### What the exercise asks
Transcribe only the lines from the line with "Write the React, TypeScript" through the line with "string; date: string;", exactly, counting both of those lines as part of the stretch.

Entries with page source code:
++++++++++++++++++++
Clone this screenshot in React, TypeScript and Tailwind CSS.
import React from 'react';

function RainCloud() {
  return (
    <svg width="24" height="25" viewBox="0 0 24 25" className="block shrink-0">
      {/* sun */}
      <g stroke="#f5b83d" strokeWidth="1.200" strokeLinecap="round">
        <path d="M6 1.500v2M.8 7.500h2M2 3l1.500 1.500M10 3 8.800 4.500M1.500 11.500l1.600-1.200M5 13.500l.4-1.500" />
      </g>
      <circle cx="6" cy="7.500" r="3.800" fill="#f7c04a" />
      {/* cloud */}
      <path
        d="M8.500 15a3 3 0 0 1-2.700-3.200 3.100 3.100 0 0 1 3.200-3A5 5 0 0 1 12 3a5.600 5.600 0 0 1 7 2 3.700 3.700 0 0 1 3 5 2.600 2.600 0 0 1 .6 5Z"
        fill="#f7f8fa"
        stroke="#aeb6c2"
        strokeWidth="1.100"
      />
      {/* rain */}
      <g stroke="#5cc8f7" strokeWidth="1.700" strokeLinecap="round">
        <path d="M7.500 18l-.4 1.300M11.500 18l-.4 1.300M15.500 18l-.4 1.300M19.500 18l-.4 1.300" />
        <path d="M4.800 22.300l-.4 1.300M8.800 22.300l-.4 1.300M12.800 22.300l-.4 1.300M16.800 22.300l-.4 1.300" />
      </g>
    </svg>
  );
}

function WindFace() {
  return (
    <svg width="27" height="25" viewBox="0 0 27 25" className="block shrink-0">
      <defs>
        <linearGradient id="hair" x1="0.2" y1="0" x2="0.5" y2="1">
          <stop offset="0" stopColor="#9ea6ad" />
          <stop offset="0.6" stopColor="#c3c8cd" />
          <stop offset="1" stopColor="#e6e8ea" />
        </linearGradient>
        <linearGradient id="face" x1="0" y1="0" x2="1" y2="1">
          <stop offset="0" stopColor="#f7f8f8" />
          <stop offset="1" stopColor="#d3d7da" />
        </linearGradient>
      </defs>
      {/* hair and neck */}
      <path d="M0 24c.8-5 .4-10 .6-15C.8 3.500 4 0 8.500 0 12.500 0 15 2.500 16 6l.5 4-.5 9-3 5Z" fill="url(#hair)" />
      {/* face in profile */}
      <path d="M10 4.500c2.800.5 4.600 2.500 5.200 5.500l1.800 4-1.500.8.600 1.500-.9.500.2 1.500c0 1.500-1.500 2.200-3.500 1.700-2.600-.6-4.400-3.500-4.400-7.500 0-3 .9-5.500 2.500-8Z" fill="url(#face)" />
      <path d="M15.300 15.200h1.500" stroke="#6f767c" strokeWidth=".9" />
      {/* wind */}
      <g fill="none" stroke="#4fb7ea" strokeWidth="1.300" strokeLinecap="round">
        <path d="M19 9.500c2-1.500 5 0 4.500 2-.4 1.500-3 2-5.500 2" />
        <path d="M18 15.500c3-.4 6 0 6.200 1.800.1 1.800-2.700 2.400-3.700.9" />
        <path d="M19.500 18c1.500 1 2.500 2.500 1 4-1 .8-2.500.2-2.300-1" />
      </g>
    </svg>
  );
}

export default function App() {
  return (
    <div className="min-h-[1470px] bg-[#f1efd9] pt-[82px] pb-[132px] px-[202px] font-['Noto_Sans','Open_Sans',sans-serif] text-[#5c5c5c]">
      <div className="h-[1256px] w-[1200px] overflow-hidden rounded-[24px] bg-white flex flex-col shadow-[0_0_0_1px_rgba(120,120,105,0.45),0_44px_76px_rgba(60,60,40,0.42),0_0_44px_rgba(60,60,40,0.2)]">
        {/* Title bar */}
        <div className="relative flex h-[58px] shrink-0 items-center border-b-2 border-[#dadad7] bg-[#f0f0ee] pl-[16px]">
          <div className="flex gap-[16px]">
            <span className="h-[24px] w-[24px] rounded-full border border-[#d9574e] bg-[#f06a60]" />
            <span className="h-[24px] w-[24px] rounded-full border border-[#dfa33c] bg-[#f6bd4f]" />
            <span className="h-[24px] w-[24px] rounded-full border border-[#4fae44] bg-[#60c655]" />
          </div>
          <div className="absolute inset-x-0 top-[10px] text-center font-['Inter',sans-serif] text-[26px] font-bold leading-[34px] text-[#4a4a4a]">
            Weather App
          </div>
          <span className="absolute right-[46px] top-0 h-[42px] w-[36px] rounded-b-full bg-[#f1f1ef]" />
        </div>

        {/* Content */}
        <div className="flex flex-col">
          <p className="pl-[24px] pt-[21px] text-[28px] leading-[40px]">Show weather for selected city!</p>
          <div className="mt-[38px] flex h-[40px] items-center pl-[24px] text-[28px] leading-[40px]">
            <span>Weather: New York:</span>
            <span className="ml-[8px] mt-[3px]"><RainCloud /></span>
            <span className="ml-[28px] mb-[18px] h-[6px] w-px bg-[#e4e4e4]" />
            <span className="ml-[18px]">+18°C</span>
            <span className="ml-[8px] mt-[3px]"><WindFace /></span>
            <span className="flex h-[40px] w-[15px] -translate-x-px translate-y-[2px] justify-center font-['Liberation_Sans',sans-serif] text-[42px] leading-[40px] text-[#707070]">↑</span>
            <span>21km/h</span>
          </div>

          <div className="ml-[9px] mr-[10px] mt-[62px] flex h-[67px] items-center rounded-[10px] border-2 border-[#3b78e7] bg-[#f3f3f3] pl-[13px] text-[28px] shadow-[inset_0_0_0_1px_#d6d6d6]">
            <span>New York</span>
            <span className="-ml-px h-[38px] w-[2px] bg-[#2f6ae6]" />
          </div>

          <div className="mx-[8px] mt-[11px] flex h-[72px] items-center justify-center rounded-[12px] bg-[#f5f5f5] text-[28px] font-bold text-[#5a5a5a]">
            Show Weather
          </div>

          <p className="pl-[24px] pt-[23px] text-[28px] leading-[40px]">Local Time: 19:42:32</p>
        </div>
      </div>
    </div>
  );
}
++++++++++++++++++++
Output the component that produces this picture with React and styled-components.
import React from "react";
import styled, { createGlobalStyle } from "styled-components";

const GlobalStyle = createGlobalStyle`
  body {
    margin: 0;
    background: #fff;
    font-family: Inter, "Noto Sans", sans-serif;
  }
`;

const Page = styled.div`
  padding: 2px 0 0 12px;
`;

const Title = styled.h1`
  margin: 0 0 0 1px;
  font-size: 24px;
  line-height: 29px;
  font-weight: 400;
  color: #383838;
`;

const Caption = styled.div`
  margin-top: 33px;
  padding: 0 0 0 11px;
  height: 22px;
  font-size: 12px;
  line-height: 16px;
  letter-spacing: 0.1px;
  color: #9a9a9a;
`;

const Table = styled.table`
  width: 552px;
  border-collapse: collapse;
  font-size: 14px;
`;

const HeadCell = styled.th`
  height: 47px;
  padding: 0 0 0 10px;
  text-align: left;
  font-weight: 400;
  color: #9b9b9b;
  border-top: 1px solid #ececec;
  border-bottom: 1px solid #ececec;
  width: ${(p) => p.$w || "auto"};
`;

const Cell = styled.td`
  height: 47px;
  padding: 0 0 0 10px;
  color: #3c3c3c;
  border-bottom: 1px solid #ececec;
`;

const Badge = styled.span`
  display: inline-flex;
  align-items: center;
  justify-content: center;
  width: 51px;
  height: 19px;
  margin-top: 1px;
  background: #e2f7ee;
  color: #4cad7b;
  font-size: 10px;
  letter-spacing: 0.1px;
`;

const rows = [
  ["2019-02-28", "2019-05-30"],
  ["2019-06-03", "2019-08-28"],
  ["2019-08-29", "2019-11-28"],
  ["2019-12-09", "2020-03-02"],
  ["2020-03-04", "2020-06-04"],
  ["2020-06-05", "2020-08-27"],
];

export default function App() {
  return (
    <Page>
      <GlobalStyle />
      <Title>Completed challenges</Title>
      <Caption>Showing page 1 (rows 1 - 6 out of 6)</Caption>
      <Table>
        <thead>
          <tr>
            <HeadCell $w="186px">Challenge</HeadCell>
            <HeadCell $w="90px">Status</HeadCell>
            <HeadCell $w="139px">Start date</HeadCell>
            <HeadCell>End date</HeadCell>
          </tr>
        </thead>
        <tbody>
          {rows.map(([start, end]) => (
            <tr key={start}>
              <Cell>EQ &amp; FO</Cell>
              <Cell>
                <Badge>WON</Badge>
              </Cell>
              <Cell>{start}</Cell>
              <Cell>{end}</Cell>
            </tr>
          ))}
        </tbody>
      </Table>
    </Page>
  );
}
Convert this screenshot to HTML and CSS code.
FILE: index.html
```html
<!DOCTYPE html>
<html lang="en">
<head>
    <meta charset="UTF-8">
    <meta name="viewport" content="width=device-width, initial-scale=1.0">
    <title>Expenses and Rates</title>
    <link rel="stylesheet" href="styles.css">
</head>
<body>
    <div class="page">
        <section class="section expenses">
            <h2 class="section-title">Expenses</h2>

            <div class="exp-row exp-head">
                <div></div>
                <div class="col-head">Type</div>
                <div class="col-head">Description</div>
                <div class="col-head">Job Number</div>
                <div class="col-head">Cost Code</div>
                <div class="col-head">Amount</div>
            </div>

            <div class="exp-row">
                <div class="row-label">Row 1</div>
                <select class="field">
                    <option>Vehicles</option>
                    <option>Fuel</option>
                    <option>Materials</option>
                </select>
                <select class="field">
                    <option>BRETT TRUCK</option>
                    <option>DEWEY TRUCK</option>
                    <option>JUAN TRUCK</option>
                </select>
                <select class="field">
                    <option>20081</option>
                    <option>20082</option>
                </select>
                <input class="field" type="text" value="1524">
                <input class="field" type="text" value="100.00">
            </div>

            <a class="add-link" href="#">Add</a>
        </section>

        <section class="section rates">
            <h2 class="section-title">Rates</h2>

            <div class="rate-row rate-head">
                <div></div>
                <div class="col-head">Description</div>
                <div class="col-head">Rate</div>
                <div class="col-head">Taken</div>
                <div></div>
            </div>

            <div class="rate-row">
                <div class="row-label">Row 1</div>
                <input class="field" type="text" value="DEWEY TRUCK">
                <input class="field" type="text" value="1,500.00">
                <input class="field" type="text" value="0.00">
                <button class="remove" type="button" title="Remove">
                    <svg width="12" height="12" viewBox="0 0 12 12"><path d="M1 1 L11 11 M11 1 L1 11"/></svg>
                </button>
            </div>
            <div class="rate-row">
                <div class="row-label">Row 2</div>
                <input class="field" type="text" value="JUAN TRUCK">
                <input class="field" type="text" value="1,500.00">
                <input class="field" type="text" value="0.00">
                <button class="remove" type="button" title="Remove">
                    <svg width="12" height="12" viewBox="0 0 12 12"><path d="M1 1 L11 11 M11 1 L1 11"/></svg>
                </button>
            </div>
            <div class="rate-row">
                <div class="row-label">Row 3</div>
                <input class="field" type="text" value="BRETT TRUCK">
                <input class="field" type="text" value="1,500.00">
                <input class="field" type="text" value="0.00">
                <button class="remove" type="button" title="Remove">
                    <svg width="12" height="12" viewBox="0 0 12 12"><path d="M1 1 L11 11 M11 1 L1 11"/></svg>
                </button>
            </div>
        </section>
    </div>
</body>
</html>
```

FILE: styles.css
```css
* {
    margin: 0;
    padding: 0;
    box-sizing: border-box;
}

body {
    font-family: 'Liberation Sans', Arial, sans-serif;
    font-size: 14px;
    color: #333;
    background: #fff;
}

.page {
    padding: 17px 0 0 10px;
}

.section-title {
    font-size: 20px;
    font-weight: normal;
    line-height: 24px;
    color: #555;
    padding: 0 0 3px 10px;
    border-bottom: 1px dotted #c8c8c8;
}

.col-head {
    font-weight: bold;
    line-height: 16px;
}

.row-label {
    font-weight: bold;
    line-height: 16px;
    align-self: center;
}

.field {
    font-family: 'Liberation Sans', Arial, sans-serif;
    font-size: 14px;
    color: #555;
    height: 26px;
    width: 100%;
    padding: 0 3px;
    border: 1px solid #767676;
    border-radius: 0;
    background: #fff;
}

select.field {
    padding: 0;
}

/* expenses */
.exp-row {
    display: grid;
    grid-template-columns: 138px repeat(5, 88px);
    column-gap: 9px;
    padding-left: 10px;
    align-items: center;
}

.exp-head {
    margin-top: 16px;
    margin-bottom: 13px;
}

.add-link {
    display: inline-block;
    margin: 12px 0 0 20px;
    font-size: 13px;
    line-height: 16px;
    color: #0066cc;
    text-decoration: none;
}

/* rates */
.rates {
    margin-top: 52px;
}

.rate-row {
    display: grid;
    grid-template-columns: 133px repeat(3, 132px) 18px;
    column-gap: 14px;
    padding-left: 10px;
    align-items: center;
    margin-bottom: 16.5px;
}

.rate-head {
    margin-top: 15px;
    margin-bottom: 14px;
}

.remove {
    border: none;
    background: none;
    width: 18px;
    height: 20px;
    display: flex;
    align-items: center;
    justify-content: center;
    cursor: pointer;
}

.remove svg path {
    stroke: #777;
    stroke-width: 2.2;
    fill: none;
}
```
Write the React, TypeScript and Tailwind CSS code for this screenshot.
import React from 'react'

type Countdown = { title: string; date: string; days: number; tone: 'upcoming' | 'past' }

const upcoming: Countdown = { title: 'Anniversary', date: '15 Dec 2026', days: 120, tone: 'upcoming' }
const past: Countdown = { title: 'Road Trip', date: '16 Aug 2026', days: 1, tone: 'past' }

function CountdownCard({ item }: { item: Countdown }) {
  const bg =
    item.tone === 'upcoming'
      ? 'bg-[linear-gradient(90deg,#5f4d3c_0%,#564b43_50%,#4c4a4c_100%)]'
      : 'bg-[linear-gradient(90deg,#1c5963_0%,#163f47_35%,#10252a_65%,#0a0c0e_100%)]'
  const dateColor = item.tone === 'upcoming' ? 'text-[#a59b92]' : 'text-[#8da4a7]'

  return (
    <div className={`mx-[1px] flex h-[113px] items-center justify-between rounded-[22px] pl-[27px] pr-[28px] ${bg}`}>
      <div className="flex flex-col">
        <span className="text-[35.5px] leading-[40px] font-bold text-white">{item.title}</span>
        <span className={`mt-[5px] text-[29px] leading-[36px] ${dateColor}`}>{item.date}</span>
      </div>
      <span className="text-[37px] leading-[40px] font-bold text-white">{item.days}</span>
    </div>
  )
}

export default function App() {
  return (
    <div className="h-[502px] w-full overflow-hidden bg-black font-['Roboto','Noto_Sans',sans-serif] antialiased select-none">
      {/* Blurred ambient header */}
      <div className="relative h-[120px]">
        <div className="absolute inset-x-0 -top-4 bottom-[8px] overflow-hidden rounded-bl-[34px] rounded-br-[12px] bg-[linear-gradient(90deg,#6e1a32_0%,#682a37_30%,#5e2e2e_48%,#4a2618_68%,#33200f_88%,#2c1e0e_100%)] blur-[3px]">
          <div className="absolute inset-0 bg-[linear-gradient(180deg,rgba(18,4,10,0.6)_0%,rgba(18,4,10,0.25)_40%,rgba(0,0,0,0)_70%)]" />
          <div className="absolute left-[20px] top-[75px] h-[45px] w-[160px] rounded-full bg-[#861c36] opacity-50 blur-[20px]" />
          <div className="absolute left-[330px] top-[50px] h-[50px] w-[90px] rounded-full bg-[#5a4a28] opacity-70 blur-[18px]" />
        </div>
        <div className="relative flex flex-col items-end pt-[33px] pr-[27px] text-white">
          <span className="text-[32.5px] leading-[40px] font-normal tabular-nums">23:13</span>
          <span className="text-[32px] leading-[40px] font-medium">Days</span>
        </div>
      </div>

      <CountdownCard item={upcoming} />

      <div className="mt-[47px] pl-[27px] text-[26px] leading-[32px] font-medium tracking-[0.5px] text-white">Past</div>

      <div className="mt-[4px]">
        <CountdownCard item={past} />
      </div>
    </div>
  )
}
++++++++++++++++++++
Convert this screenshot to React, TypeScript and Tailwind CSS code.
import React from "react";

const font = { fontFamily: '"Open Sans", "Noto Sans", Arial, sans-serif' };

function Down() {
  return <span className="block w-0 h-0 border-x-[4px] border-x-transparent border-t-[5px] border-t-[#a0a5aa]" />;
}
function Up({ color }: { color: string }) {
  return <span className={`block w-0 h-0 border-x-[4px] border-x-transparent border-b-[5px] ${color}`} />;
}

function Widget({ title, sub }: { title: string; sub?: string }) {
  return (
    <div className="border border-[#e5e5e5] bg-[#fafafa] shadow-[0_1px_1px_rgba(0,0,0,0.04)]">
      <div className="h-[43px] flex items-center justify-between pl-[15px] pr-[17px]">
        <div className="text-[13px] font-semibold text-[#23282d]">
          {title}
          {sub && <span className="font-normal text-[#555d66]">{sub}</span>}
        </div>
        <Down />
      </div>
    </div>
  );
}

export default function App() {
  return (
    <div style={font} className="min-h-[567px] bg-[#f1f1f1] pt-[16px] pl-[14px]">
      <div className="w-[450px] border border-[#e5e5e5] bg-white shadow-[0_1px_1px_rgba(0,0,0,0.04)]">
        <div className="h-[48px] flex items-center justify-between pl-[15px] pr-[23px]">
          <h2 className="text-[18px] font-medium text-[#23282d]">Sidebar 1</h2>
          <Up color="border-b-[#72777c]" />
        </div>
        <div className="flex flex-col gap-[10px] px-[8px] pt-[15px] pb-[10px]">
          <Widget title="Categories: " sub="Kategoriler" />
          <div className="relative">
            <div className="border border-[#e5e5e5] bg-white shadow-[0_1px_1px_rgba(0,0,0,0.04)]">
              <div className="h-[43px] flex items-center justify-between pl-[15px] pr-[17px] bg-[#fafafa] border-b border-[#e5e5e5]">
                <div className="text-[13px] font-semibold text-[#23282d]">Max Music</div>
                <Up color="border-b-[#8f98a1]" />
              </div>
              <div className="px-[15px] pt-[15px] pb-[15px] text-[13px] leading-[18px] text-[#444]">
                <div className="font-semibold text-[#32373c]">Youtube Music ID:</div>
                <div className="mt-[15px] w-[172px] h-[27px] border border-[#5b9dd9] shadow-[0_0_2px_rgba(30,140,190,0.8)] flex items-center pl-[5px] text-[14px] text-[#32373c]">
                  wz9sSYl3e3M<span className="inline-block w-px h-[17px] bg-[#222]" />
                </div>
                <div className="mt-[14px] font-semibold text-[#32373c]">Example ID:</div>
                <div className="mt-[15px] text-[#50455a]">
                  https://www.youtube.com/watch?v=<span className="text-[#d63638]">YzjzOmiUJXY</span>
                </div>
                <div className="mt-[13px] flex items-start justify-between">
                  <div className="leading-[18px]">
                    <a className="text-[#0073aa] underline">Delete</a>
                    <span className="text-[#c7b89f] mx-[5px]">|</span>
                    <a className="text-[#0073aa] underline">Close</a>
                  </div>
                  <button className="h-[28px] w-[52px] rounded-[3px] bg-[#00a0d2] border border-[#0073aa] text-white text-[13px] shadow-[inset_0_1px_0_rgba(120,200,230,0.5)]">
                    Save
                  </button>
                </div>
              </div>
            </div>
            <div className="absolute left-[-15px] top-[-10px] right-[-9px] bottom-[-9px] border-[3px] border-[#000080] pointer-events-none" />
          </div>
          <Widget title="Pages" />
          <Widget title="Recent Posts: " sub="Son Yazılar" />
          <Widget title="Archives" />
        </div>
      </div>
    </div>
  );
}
++++++++++++++++++++
### Solution to this problem
Write the React, TypeScript and Tailwind CSS code for this screenshot.
import React from 'react'

type Countdown = { title: string; date: string; days: number; tone: 'upcoming' | 'past' }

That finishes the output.